There are encounters that strike us as significant, even if at the moment of the encounter we are only faintly aware of their future impact.

“Il me fallait reconnaitre qu’il existe un lien entre mes activités sociaux et mon interet artistique.”

Adéline takes the time for relationships to pass through her. To listen to her acknowledge her place in the world touches me because the discourse is simple, forceful, factual. She is accepting her role as storyteller without doubt – there is a tradition and a whole universe supporting her.

Simple, forceful, factual.

There isn’t a storm announcing creation.

There is only creation.

Emanating.

It’s sublime and assertive.

Her interviews in her current project strike me as deeply connected, on a human level. Her curiosity and the space she leaves for discourse are wide open. Her establishing shots are cut short, but they linger on in my mind. Until she pulls up her photographic work on the screen: fragments falling in place, instantly and with quiet force.

There are encounters that strike us as significant.
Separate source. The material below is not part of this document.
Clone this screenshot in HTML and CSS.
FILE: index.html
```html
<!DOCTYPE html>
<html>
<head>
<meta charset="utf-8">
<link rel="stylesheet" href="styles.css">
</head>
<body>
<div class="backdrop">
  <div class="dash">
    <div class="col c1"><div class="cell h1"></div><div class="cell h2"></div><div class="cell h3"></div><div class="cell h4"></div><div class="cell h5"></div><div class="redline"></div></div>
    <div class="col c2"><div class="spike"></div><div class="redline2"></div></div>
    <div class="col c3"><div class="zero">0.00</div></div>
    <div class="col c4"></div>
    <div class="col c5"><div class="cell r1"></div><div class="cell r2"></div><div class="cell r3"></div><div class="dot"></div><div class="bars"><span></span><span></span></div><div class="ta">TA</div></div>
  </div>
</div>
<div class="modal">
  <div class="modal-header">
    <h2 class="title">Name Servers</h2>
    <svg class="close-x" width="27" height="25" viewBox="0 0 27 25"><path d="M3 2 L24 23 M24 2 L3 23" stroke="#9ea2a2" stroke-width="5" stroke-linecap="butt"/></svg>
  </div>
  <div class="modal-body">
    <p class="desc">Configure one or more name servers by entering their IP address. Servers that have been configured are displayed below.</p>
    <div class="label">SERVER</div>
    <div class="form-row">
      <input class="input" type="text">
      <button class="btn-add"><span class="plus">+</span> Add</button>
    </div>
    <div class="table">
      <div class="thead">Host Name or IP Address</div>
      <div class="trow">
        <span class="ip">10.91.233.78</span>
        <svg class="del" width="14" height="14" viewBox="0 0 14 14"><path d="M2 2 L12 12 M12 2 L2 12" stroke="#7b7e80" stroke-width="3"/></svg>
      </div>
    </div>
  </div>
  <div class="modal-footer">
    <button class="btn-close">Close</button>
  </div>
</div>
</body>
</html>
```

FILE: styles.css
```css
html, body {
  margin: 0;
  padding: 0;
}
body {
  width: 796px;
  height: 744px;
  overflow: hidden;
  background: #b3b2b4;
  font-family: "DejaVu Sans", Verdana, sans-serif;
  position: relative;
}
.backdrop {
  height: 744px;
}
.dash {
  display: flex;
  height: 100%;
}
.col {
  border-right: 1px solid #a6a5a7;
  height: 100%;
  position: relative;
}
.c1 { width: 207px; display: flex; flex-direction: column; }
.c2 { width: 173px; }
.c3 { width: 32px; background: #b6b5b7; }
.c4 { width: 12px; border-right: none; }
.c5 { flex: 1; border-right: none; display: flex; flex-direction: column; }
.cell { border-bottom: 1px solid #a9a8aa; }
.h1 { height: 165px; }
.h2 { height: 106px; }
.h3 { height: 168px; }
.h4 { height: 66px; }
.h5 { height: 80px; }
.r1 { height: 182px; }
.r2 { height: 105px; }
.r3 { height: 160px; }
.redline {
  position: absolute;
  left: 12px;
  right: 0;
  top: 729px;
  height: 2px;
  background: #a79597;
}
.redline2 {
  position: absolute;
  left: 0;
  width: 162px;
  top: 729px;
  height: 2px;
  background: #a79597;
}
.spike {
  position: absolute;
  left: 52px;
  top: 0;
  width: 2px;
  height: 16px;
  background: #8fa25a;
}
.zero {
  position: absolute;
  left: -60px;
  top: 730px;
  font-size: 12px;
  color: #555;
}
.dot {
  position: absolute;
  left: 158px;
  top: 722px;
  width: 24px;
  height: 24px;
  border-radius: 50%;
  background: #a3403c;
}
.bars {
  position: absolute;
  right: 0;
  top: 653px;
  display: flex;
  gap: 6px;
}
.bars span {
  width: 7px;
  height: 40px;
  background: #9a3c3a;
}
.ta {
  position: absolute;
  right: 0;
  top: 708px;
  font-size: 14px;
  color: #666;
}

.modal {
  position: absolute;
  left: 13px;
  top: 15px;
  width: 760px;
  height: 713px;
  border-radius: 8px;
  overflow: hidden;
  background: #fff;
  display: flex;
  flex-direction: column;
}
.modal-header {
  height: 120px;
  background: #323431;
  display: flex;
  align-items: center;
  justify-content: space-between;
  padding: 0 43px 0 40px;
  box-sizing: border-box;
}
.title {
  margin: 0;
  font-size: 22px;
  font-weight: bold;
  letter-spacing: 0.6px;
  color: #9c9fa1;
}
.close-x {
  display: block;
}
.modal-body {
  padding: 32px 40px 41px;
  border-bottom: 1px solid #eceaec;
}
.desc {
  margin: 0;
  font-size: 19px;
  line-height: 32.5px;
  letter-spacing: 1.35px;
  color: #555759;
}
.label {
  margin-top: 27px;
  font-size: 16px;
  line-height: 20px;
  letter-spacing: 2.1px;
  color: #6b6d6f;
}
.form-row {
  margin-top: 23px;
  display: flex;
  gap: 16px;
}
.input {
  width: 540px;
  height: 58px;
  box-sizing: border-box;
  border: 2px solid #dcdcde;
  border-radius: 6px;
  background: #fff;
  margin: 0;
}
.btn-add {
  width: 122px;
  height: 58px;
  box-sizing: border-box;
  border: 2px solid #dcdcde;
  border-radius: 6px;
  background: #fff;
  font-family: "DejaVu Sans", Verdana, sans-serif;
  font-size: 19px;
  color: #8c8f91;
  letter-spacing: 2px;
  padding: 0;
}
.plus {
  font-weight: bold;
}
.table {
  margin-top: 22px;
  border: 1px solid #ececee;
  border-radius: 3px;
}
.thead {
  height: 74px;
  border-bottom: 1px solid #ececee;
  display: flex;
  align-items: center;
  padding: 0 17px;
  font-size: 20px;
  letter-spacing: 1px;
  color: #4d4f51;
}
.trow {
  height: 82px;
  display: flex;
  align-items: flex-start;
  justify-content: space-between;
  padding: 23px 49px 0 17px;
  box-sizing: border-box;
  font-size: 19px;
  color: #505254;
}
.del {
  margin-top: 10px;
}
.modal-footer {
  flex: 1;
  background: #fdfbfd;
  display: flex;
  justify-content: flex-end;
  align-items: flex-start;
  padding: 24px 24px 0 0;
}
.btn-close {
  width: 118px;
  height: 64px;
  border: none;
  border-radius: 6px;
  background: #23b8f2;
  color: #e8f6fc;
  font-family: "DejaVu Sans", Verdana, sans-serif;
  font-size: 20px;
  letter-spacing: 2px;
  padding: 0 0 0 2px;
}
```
I find myself in a team of journalists, digital communicators, artists. I contribute clairvoyance. Acknowledge, show gratitude. This isn’t a place for being judgmental: the standpoint we all share is that of solidarity.
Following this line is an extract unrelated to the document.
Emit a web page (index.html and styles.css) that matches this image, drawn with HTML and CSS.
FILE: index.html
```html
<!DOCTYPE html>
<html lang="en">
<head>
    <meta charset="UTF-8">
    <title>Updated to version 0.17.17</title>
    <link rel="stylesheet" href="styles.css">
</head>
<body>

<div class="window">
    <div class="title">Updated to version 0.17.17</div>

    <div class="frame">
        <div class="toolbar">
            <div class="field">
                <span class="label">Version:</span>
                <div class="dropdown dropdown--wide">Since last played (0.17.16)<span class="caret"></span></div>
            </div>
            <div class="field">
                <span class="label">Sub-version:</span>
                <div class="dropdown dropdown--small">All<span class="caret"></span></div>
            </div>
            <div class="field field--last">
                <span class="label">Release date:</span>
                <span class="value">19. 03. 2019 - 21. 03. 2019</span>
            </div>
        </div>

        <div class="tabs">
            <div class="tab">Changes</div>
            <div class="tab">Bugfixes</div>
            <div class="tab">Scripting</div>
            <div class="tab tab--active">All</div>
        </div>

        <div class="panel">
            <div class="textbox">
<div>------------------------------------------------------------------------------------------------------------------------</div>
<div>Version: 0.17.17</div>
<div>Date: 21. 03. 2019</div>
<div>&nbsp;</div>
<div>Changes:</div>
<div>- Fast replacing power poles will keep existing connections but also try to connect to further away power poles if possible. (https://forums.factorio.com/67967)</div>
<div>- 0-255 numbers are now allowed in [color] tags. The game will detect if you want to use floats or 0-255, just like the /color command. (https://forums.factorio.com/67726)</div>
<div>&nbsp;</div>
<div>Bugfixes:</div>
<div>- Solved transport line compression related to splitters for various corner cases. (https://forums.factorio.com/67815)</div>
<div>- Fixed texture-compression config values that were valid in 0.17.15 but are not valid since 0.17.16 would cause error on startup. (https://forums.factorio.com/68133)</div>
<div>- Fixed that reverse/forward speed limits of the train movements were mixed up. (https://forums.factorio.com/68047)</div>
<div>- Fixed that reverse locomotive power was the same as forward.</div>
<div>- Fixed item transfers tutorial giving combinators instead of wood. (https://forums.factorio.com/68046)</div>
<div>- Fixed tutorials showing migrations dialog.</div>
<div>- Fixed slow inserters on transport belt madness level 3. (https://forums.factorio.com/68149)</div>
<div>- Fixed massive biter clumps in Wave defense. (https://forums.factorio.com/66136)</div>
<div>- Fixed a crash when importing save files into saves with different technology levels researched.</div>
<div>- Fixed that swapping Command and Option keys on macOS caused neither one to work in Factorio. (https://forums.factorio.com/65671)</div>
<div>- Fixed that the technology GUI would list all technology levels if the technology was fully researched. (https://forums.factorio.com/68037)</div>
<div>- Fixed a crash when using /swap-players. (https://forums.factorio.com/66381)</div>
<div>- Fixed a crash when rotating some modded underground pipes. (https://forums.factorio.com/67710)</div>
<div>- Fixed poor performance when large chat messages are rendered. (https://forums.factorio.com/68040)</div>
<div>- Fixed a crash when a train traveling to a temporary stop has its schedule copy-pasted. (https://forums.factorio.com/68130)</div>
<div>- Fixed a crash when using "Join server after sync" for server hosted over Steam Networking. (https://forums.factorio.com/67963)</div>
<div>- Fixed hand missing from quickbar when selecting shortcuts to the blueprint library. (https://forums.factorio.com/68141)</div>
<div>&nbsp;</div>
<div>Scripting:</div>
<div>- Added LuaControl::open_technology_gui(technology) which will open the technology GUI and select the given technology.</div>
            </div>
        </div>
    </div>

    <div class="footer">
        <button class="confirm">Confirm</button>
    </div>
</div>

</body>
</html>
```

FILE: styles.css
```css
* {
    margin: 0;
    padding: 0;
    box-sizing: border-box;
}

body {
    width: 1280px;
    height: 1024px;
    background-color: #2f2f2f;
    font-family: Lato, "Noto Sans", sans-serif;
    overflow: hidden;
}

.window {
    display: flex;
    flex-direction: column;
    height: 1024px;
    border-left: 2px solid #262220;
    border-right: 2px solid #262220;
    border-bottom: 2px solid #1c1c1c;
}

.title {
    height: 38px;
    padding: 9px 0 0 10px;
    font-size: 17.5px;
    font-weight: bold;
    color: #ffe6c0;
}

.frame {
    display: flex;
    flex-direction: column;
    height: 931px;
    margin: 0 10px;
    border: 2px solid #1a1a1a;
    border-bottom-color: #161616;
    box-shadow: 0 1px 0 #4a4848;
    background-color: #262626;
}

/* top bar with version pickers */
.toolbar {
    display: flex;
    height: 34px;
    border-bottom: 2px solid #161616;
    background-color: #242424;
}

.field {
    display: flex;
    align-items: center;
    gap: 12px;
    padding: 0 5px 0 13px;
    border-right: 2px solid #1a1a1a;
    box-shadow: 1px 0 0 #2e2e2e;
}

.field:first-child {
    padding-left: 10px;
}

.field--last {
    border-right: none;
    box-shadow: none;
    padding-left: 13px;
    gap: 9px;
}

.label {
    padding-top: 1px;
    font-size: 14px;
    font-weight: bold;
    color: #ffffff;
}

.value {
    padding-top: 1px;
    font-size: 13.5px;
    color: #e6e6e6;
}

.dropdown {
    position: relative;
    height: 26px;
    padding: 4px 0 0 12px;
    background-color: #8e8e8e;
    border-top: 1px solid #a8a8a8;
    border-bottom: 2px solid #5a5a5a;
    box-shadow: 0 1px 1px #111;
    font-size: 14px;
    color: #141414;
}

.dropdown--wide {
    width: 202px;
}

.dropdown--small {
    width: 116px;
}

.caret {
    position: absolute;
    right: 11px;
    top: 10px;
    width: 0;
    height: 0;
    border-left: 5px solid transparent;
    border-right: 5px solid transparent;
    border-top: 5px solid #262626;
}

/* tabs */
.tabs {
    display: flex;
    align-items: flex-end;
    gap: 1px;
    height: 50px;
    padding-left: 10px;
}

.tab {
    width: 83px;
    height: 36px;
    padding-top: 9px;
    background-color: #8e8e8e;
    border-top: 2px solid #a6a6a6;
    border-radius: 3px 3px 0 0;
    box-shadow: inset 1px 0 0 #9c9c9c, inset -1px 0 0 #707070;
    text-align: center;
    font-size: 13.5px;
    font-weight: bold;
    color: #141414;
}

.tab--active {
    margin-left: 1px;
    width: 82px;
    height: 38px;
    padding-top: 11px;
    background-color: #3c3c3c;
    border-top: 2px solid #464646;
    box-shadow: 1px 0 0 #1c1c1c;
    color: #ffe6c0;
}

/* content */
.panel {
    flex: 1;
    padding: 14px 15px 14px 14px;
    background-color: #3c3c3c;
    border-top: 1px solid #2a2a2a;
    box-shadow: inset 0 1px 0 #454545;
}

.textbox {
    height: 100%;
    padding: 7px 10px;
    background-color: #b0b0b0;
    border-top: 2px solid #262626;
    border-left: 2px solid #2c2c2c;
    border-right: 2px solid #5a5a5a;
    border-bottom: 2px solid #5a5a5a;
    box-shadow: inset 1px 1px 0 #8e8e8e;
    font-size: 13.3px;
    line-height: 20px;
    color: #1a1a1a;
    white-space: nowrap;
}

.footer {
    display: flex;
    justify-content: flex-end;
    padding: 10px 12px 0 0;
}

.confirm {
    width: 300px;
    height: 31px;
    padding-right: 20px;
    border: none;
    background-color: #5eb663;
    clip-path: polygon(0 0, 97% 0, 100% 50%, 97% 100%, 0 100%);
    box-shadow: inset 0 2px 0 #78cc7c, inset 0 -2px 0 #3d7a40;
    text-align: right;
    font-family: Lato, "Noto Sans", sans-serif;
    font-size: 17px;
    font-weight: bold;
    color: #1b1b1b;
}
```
I visualize the connections I see. And I see them everywhere. I hold back not to intrude on others’. It is not with arrogance but with introspection that I speak of holding back.

Rarely do mental temporalities connect, yet it’s worth waiting for those moments.

I have been observing learning for thirty-seven years. Kajus is only six months old, but he observes three-year old Noé and follows, constructs, submerges in the energies of his brother.

Note to the ethnographer inside: learning is essentially individual, but it’s assessment is culturally and institutionally defined. I have done a good job as a parent becauseKajus grabs objects with a single focus and fierce determination. We have done a good job as trainers because participating young people are overcoming the obstacles: open-source software, consumer tech conditions, long hours, lack of time to develop quality work, temporalities defined by budgets…

To communicate in spite of it all.

These are waves of the same water, a river flows in one direction.

I breathe humility, I breathe a lack of intellectual mindfucking. I like what I breathe, I quietly observe how I’ve become transformed by formal education, intellectualizing, status-driven work in a large organization.

I quietly tell myself that I am somewhere else in life right now, but that places like Les Bateleurs will never reject anybody, and this anybody could be me one day. And that makes me humble in my ways, to drop critical reflexes and embrace a culture that is somewhat Greek in its love of food, somewhat Hungarian in its love of conversation, somewhat Dutch in its love of its own image, somewhat French in its self-assured arrogance.

The complexity of institutional identity amazes me, over and over again.

The elderly drifting in an out, beaming with joy. Openness as a social practice, there are no security guards to scare us from ourselves.

It is not by explaining.
It is far away from comprehension.

It is through organization that things become simple, forceful, factual from their free form. Lucky is the one with one desire only, one direction only.